The practical question remains: “But how is it that things may come to have for us a terminal value that is independent of their usefulness for pursuing further goals? In what acceptable way can our need for final ends be met?”
Only love meets this need, and it is not, by Frankfurt’s account, the love of God.
But of what is love for another mortal composed? Frankfurt claims that it has “four main conceptually necessary features.” It’s disinterested in the sense that the good of the beloved is something desired for its own sake; it’s personal in the sense that the beloved is not an interchangeable part, an instance of a type; it entails a powerful identification with the beloved but stops short of identity; and it accepts the fact that love is rarely a matter of choice.
These components of love for another are the essential elements of self-love. And vice-versa. “When a person desires to love, what he desires is that he be in a position to act with confident and settled purpose. . . . Insofar as self-love is tantamount just to a desire to love, it is simply a desire to count on having meaning in our lives.”
Still, is it so self-evident that the undeniable desire for meaning (“final purposes”) in our lives must take the form of love, so conceived? I think so, but not for the reasons on offer. And here I take leave of Harry Frankfurt by taking from him.
We desire, and we need, transcendent purposes, “final ends” as he would have it. We discover these purposes, these ends, by learning to love another person, or something other than ourselves. But we can’t love anything in this sense unless our desire can be embodied, enacted, performed-—in a word, demonstrated. Love can be unrequited, but it can never be disembodied.
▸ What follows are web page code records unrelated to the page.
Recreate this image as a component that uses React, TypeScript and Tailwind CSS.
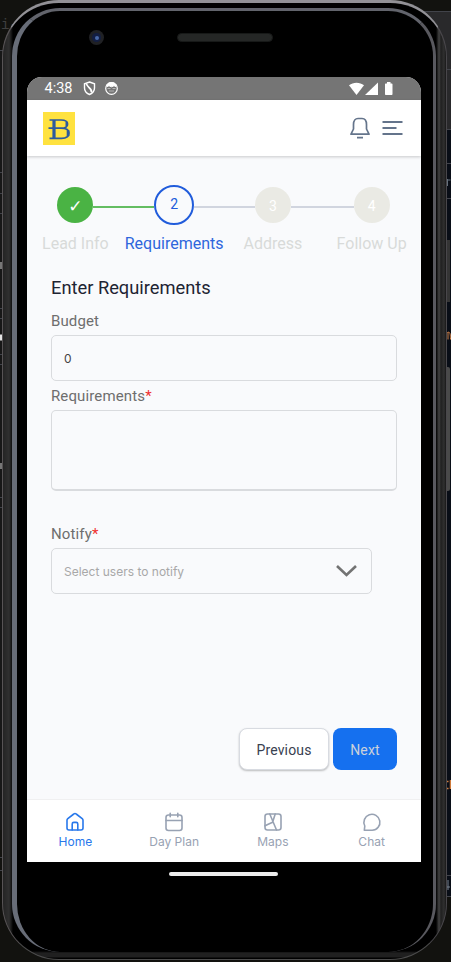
import React from "react";

const steps = [
  { label: "Lead Info", state: "done" },
  { label: "Requirements", state: "active" },
  { label: "Address", state: "todo" },
  { label: "Follow Up", state: "todo" },
];

function StatusBar() {
  return (
    <div className="flex h-[23px] shrink-0 items-center bg-[#757575] pr-[27px] pl-[17.500px] text-white">
      <span className="w-[38.500px] pt-[2px] text-[14.500px] leading-none">4:38</span>
      <svg width="13" height="15" viewBox="0 0 13 15" fill="none" stroke="currentColor" strokeWidth="1.4">
        <path d="M6.5 1 11.5 2.8V7c0 3-2 5.300-5 6.500C3.500 12.300 1.500 10 1.500 7V2.800Z" />
        <path d="M3.500 2.500C3 6 9.500 7 8.500 11.500" strokeWidth="1.800" />
      </svg>
      <svg className="ml-[8px]" width="15" height="15" viewBox="0 0 15 15" fill="none" stroke="currentColor">
        <circle cx="7.500" cy="7.500" r="5.800" strokeWidth="1.200" />
        <path d="M3 5.500V3.500C5 .8 10 .8 12 3.500V5.500L10 4.800 7.500 5.800 5 4.800Z" fill="currentColor" />
        <path d="M3.500 7.500H6.500M8.500 7.500H11.500M5 10H10" strokeWidth=".8" opacity=".6" />
      </svg>
      <svg className="ml-auto" width="45" height="16" viewBox="0 0 45 16" fill="currentColor">
        <path d="M0 4.200C4.200.8 10.800.8 15 4.200L7.500 14Z" />
        <path d="M16 14 29 1.500V14Z" />
        <path d="M36 3.500c0-.6.400-1 1-1h1V1h3.500v1.500H42.500c.6 0 1 .4 1 1V13c0 .6-.4 1-1 1H37c-.6 0-1-.4-1-1Z" />
      </svg>
    </div>
  );
}

function Header() {
  return (
    <header className="relative flex h-[56px] shrink-0 items-center bg-white pr-[18px] pl-4 text-[#64748b] shadow-[0_1px_3px_rgba(0,0,0,0.2)]">
      <svg width="32" height="33" viewBox="0 0 32 33">
        <rect width="32" height="33" fill="#ffe23f" />
        <g fill="none" stroke="#2d5a9e">
          <path d="M6.500 8H18C22.500 8 24.500 9.500 24.500 12s-2 4.200-6 4.200H5.500M18 16.200c5 0 8 1.300 8 4.800s-3 5.300-7.500 5.300H6.500" strokeWidth="1.700" />
          <path d="M11 8V26.300" strokeWidth="3.200" />
          <path d="M23.800 9.800V14M25 18.300V24" strokeWidth="2.600" />
        </g>
      </svg>
      <svg className="ml-auto" width="20" height="22" viewBox="0 0 20 22" fill="none" stroke="currentColor" strokeWidth="1.700" strokeLinejoin="round">
        <path d="M1 17.200 3.500 12V7.500C3.500 3.500 5.500 1.500 8 1.500h4c2.500 0 4.500 2 4.500 6V12L19 17.200Z" />
        <path d="M7 20.700H13" />
      </svg>
      <svg className="ml-3" width="21" height="18" viewBox="0 0 21 18" fill="none" stroke="currentColor" strokeWidth="1.900">
        <path d="M.5 3H20.500M.5 9H14.500M.5 15H20.500" />
      </svg>
    </header>
  );
}

function Stepper() {
  return (
    <div className="-ml-px grid h-[91px] w-[395px] grid-cols-4">
      {steps.map((step, i) => (
        <div key={step.label} className="flex flex-col items-center">
          <div className="flex h-10 w-full items-center">
            <div className={`mt-[3px] h-[2px] flex-1 ${i === 0 ? "bg-transparent" : i === 1 ? "bg-[#64bd62]" : "bg-[#d1d5df]"}`} />
            {step.state === "done" && (
              <div className="flex h-9 w-9 items-center justify-center rounded-full bg-[#4ab344] font-['DejaVu_Sans',sans-serif] text-[17px] text-white">
                <span className="mt-[3px]">✓</span>
              </div>
            )}
            {step.state === "active" && (
              <div className="flex h-10 w-10 items-center justify-center rounded-full border-2 border-[#215cdb] pb-[2px] text-[14px] text-[#215cdb]">
                {i + 1}
              </div>
            )}
            {step.state === "todo" && (
              <div className="flex h-9 w-9 items-center justify-center rounded-full bg-[#eaeae4] text-[14px] text-white">
                <span className="mt-[3px]">{i + 1}</span>
              </div>
            )}
            <div className={`mt-[3px] h-[2px] flex-1 ${i === 3 ? "bg-transparent" : i === 0 ? "bg-[#64bd62]" : "bg-[#d1d5df]"}`} />
          </div>
          <span className={`mt-[7px] text-[16px] leading-6 whitespace-nowrap ${step.state === "active" ? "text-[#2e66dc]" : "text-[#d8dad9]"}`}>
            {step.label}
          </span>
        </div>
      ))}
    </div>
  );
}

function Label({ children, required }: { children: string; required?: boolean }) {
  return (
    <label className="block h-5 text-[15px] leading-[21px] tracking-[0.13px] text-[#6e6e6e]">
      {children}
      {required && <span className="text-[#ef3030]">*</span>}
    </label>
  );
}

function Form() {
  return (
    <div className="flex flex-1 flex-col px-6">
      <h1 className="h-6 text-[18.300px] leading-6 text-[#1e2433]">Enter Requirements</h1>
      <div className="mt-[11px]">
        <Label>Budget</Label>
        <div className="mt-[4px] flex h-[46px] w-[346px] items-center rounded-[5px] border border-[#d9dbde] px-3 pt-px font-[Inter,sans-serif] text-[12px] text-[#444]">
          0
        </div>
      </div>
      <div className="mt-[5px]">
        <Label required>Requirements</Label>
        <div className="mt-[4px] h-[81px] w-[346px] rounded-[5px] border border-b-2 border-[#d9dbde]" />
      </div>
      <div className="mt-[33px]">
        <Label required>Notify</Label>
        <div className="mt-[4px] flex h-[46px] w-[321px] items-center justify-between rounded-[5px] border border-[#d9dbde] pr-[14px] pl-3 font-[Inter,sans-serif] text-[12px] text-[#a8a8a8]">
          <span className="pt-[2px]">Select users to notify</span>
          <svg width="21" height="12" viewBox="0 0 21 12" fill="none" stroke="#737373" strokeWidth="2.600">
            <path d="m1 1 9.500 9L20 1" />
          </svg>
        </div>
      </div>
      <div className="mt-auto mb-[29px] flex justify-end gap-1 text-[14px] tracking-[0.15px]">
        <button className="h-[42px] w-[90px] rounded-lg border border-[#d8dbe1] bg-white pt-[2px] text-[#394150] shadow-[0_1px_2px_rgba(0,0,0,0.25)]">Previous</button>
        <button className="h-[42px] w-[64px] rounded-lg bg-[#1570ef] pt-[2px] text-[#cbd1da]">Next</button>
      </div>
    </div>
  );
}

function NavIcon({ name }: { name: string }) {
  return (
    <svg width="20" height="20" viewBox="0 0 20 20" fill="none" stroke="currentColor" strokeWidth="1.600" strokeLinejoin="round" strokeLinecap="round">
      {name === "Home" && (
        <>
          <path d="M2 8.300c0-.6.300-1.200.8-1.600L8.800 2c.7-.6 1.700-.6 2.400 0l6 4.700c.5.400.8 1 .8 1.600V16c0 1.200-.8 2-2 2H4c-1.200 0-2-.8-2-2Z" />
          <path d="M7.200 18v-6c0-1 .6-1.600 1.600-1.600h2.400c1 0 1.600.6 1.600 1.600v6" />
        </>
      )}
      {name === "Day Plan" && (
        <>
          <rect x="2" y="3" width="16" height="15.500" rx="2.500" />
          <path d="M2 8.500H18M6.200 1.200V4.800M13.800 1.200V4.800" />
        </>
      )}
      {name === "Maps" && (
        <>
          <rect x="2" y="2" width="16" height="16" rx="2.500" />
          <path d="M6.800 2 13.500 18M2 13.800 9.600 10.200 12.200 2" />
        </>
      )}
      {name === "Chat" && <path d="M2.300 18.300 2.800 14A8 8 0 1 1 10.200 18.300Z" />}
    </svg>
  );
}

function BottomNav() {
  return (
    <nav className="-ml-px grid h-[63px] w-[395px] shrink-0 grid-cols-4 border-t border-[#f0f0f1] bg-white pt-3">
      {["Home", "Day Plan", "Maps", "Chat"].map((name) => (
        <div key={name} className={`flex flex-col items-center ${name === "Home" ? "text-[#2878eb]" : "text-[#98a2b3]"}`}>
          <NavIcon name={name} />
          <span className="mt-px font-[Inter,sans-serif] text-[12px] leading-[18px]">{name}</span>
        </div>
      ))}
    </nav>
  );
}

function Backdrop() {
  return (
    <svg className="absolute inset-0" width="451" height="962" viewBox="0 0 451 962">
      <rect width="451" height="962" fill="#12120f" />
      <rect y="50" width="20" height="780" fill="#171717" />
      <rect x="420" y="12" width="31" height="117" fill="#29292b" />
      <rect x="440" y="129" width="11" height="767" fill="#090e17" />
      <path d="M400 11.500H451M440 69.500H451M440 129.500H451M440 163.500H451M440 198.500H451M440 875.500H451M440 896.500H451M0 50.500H10M0 172.500H4M0 193.500H4M0 213.500H4M0 308.500H4M0 318.500H4M0 354.500H4M0 364.500H4M0 497.500H4M0 507.500H4M0 857.500H4M0 870.500H4" stroke="#41434a" />
      <path d="M0 262h2v7h-2zM0 463h2v6h-2z" fill="#777" />
      <path d="M0 334.500h2v6h-2z" fill="#e5e5e5" />
      <rect x="444" y="240" width="6" height="62" fill="#353535" />
      <rect x="444" y="367" width="6" height="124" rx="2" fill="#4a4a4a" />
      <path d="M447.500 186v-7M447.500 180h3" stroke="#65717c" />
      <path d="M448 339.500v-7.500M447.500 332.500c2-1 3 0 3 7" stroke="#cf8149" fill="none" />
      <path d="M447 781.500h1.500M447 788.500h1.500M450.500 780v9" stroke="#cf7a3b" strokeWidth="1.500" />
      <path d="M448 880v10M446 887h4" stroke="#7a8491" />
      <text x="1" y="29" fill="#3f3f3f" fontFamily="Liberation Mono, monospace" fontSize="14">i-</text>
    </svg>
  );
}

export default function App() {
  return (
    <div className="relative h-[962px] w-[451px] overflow-hidden bg-[#12120f] pl-[2px] font-[Roboto,sans-serif]">
      <Backdrop />
      <div className="relative h-[960px] w-[445px] rounded-[57px] border-t-[3px] border-r border-b border-l border-t-[#929196] border-r-[#49474b] border-b-[#4c4c4c] border-l-[#575355] bg-[linear-gradient(0deg,#000_0,#000_1px,#202020_2px,#202020_6px,transparent_8px),linear-gradient(90deg,#242424_0,#303030_6px,#1c1c1c_8px,#000_10px,#000_433px,#434343_436px,#202020_438px,#303030_441px,#171717_443px)] pt-[5px] pr-[10px] pb-[7px] pl-[9px]">
        <div className="h-full rounded-[48px] border-t-[3px] border-r-[3px] border-l-[5px] border-t-[#62646c] border-r-[#59595f] border-l-[#686d78] bg-black pr-[12px] pl-[10px]">
          <div className="flex h-[66px] items-start pt-[19px] pl-[62px]">
            <div className="flex h-[15px] w-[15px] items-center justify-center rounded-full bg-[#202124]">
              <div className="flex h-[9px] w-[9px] items-center justify-center rounded-full bg-[#131e42]">
                <div className="h-[4px] w-[4px] rounded-full bg-[#4968a7]" />
              </div>
            </div>
            <div className="mt-[3px] ml-[73px] h-[9px] w-[96px] rounded-full border border-[#171918] bg-[#252726]" />
          </div>
          <div className="flex h-[785px] w-[394px] flex-col overflow-hidden rounded-t-[15px] bg-[#f9fafc]">
            <StatusBar />
            <Header />
            <div className="flex min-h-0 flex-1 flex-col pt-[29px]">
              <Stepper />
              <Form />
            </div>
            <BottomNav />
          </div>
          <div className="mt-[10px] ml-[142px] h-[4px] w-[109px] rounded-full bg-[#ededed]" />
        </div>
      </div>
    </div>
  );
}
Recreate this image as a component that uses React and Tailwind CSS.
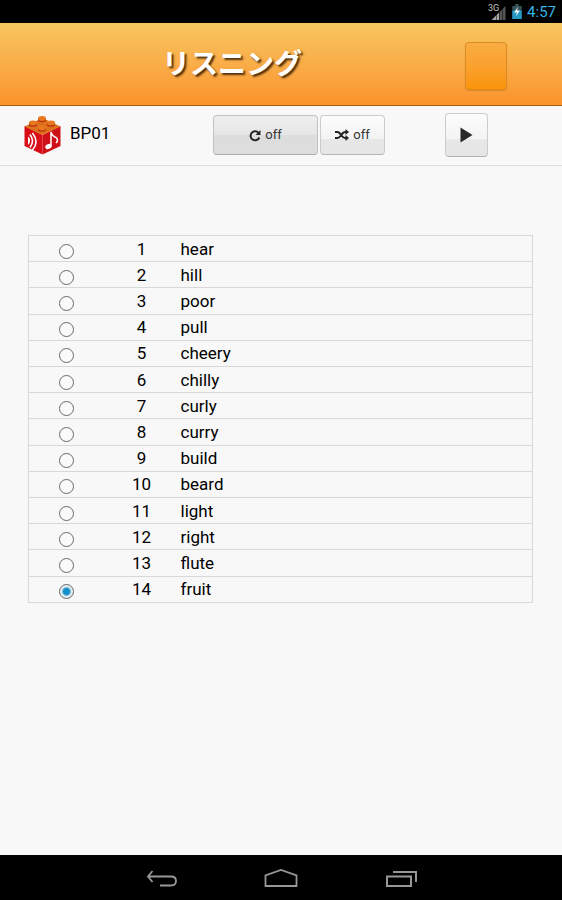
import { useState } from 'react';

const words = [
  'hear', 'hill', 'poor', 'pull', 'cheery', 'chilly', 'curly',
  'curry', 'build', 'beard', 'light', 'right', 'flute', 'fruit',
];

function StatusBar() {
  return (
    <div className="flex h-[23px] shrink-0 items-center justify-end bg-black pr-[6px] font-[Roboto,sans-serif]">
      <svg width="18" height="18" viewBox="0 0 18 18" aria-label="3G signal" role="img">
        <path d="M17.500 3V17H14.500V6ZM14 6.500V17H11.500V9Z" fill="#555" />
        <path d="M11 9.500V17H8.500V12ZM8 12.500V17H3.500Z" fill="#a4a4a4" />
        <text x="0" y="8" fontSize="9" fill="#c4c4c4" fontFamily="Roboto, sans-serif">3G</text>
      </svg>
      <svg className="ml-[6px]" width="10" height="15" viewBox="0 0 10 16" aria-label="Battery" role="img">
        <path d="M3 0H7V2H10V16H0V2H3Z" fill="#34515c" />
        <path d="M0 7H10V16H0Z" fill="#279ac4" />
        <path d="M6 3L2 9H5L4 13L8 7H5Z" fill="#fff" />
      </svg>
      <span className="ml-[5px] pt-[2px] text-[15px] leading-[21px] text-[#33b5e5]">4:57</span>
    </div>
  );
}

function BrickIcon() {
  return (
    <svg className="shrink-0" width="37" height="40" viewBox="0 0 37 40" aria-hidden="true">
      <path d="M0.500 11L18.500 20V39.500L0.500 31Z" fill="#d80d18" />
      <path d="M36.500 11L18.500 20V39.500L36.500 31Z" fill="#d01019" />
      <path d="M18.500 3L36.500 11.500L18.500 20L0.500 11.500Z" fill="#de6f1c" />
      {[[18, 3.5], [9, 8], [27, 8], [18, 13]].map(([x, y]) => (
        <g key={`${x}-${y}`}>
          <path d={`M${x - 4} ${y}V${y + 1.5}A4 2.200 0 0 0 ${x + 4} ${y + 1.5}V${y}Z`} fill="#b8300f" />
          <ellipse cx={x} cy={y} rx="4" ry="2.400" fill="#e8781f" />
        </g>
      ))}
      <path d="M4 21.500Q8.500 25 4 30Z" fill="#fff" />
      <path d="M6 19.500Q11 26 6 32.500M8.500 18Q15.500 27 8.500 35" fill="none" stroke="#fff" strokeWidth="1.600" />
      <ellipse cx="24.500" cy="31.500" rx="3.300" ry="2.500" fill="#fff" transform="rotate(-20 24.500 31.500)" />
      <path d="M27 31V17Q28 21 32 22.500Q35 25 32 28" fill="none" stroke="#fff" strokeWidth="1.500" />
    </svg>
  );
}

function RepeatIcon() {
  return (
    <svg width="12" height="13" viewBox="0 0 12 13" aria-hidden="true">
      <path d="M9.500 3.800A4.500 4.500 0 1 0 10.300 8.500" fill="none" stroke="#252525" strokeWidth="2" />
      <path d="M11.500 1V6H6.500Z" fill="#252525" />
    </svg>
  );
}

function ShuffleIcon() {
  return (
    <svg width="14" height="12" viewBox="0 0 14 12" aria-hidden="true">
      <path d="M0 3H2.500C6 3 6.500 9 10 9H11M0 9H2.500C6 9 6.500 3 10 3H11" fill="none" stroke="#252525" strokeWidth="2.200" />
      <path d="M10.500 0L14 3L10.500 6ZM10.500 6L14 9L10.500 12Z" fill="#252525" />
    </svg>
  );
}

export default function App() {
  const [selected, setSelected] = useState(13);

  return (
    <div className="flex min-h-screen flex-col bg-[#f8f8f8] font-[Roboto,sans-serif] text-black">
      <StatusBar />

      <header className="flex h-[83px] shrink-0 items-center border-b border-[#a85b16] bg-linear-to-b from-[#f7c65f] to-[#fa932b]">
        <h1 className="flex-1 pb-1 text-center font-['Noto_Sans_CJK_JP',sans-serif] text-[28px] leading-[40px] font-bold text-white [text-shadow:2px_2px_2px_#53300c]">
          リスニング
        </h1>
        <div className="flex w-[98px] shrink-0 pt-1">
          <button
            type="button"
            aria-label="Menu"
            className="ml-px h-12 w-[42px] rounded-[4px] border border-[#dc8a24] bg-linear-to-b from-[#f9ad42] to-[#fb9406] shadow-[0_1px_1px_#b86d1a80]"
          />
        </div>
      </header>

      <section className="flex h-[60px] shrink-0 items-center border-b border-[#dedede] pr-[74px] pb-px pl-6" aria-label="Player">
        <div className="flex w-[189px] items-center gap-[9px]">
          <BrickIcon />
          <h2 className="pb-1 text-[17px] leading-6">BP01</h2>
        </div>
        <div className="flex gap-[2px]">
          <button
            type="button"
            aria-pressed="true"
            className="flex h-10 w-[105px] items-center justify-center gap-1 rounded-[4px] border border-[#c2c2c2] border-b-[#aaa] bg-[linear-gradient(#eeeeee,#e6e6e6_50%,#dcdcdc_51%,#dedede)] text-[13px] text-[#333]"
          >
            <RepeatIcon />
            off
          </button>
          <button
            type="button"
            className="flex h-10 w-[65px] items-center justify-center gap-1 rounded-[4px] border border-[#cccccc] border-b-[#b5b5b5] bg-[linear-gradient(#fcfcfc,#f3f3f3_60%,#e7e7e7_61%,#e6e6e6)] text-[13px] text-[#333]"
          >
            <ShuffleIcon />
            off
          </button>
        </div>
        <button
          type="button"
          aria-label="Play"
          className="ml-auto flex h-11 w-[43px] items-center justify-center rounded-[4px] border border-[#cccccc] border-b-[#b0b0b0] bg-[linear-gradient(#fcfcfc,#f3f3f3_60%,#e7e7e7_61%,#e6e6e6)]"
        >
          <svg width="13" height="16" viewBox="0 0 13 16" aria-hidden="true">
            <path d="M0.500 0.500L12.500 8L0.500 15.500Z" fill="#292929" />
          </svg>
        </button>
      </section>

      <main className="flex-1 pt-[69px] pr-[29px] pb-8 pl-7">
        <table className="h-[368px] w-full table-fixed border-collapse border border-[#d8d8d8] text-[17px] leading-5">
          <colgroup>
            <col className="w-[76px]" />
            <col className="w-[74px]" />
            <col />
          </colgroup>
          <tbody>
            {words.map((word, i) => (
              <tr key={word} className="border-b border-[#d8d8d8]">
                <td className="p-0 pt-[5px]">
                  <input
                    id={`word-${i}`}
                    type="radio"
                    name="word"
                    checked={selected === i}
                    onChange={() => setSelected(i)}
                    className="mx-auto block size-[15px] appearance-none rounded-full border border-[#696969] bg-[#fafafa] checked:bg-[radial-gradient(circle,#1590c8_3px,#e4eef2_5px)]"
                  />
                </td>
                <td className="p-0 text-center">{i + 1}</td>
                <td className="p-0 pl-0.5">
                  <label htmlFor={`word-${i}`} className="block">{word}</label>
                </td>
              </tr>
            ))}
          </tbody>
        </table>
      </main>

      <nav className="flex h-[45px] shrink-0 items-center justify-center gap-[86px] bg-black" aria-label="System">
        <button type="button" aria-label="Back">
          <svg width="34" height="20" viewBox="0 0 34 20" fill="none" stroke="#979797" strokeWidth="1.800">
            <path d="M8.500 3L4 8.500L8.500 14M4 8.500H27Q32 8.500 32 13Q32 17.500 27 17.500H16" />
          </svg>
        </button>
        <button type="button" aria-label="Home">
          <svg width="34" height="20" viewBox="0 0 34 20" fill="none" stroke="#979797" strokeWidth="1.800">
            <path d="M1.500 18V7.500L17 2L32.500 7.500V18Z" />
          </svg>
        </button>
        <button type="button" aria-label="Recent apps">
          <svg width="34" height="20" viewBox="0 0 34 20" fill="none" stroke="#979797" strokeWidth="2">
            <path d="M3 8.500H27V18H3ZM9 4H32V14" />
          </svg>
        </button>
      </nav>
    </div>
  );
}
So the discovery of what comes after this life—-or rather the articulation of the truths that take us beyond this life, into worlds we will never experience directly-—presupposes the unconscious acknowledgement that we’re already locked up in our frail bodies. We can imagine immortal, eternal, universal truths only insofar as we experience our own mortality.
To put it as prosaically as I can, love is a property of your embodiment—-you can’t love someone if you’re an angel or a demon—-but this grounding, and only this grounding, permits and demands the imagination of possibilities that transcend the physical or material circumstances that constitute your measurable existence as a human being.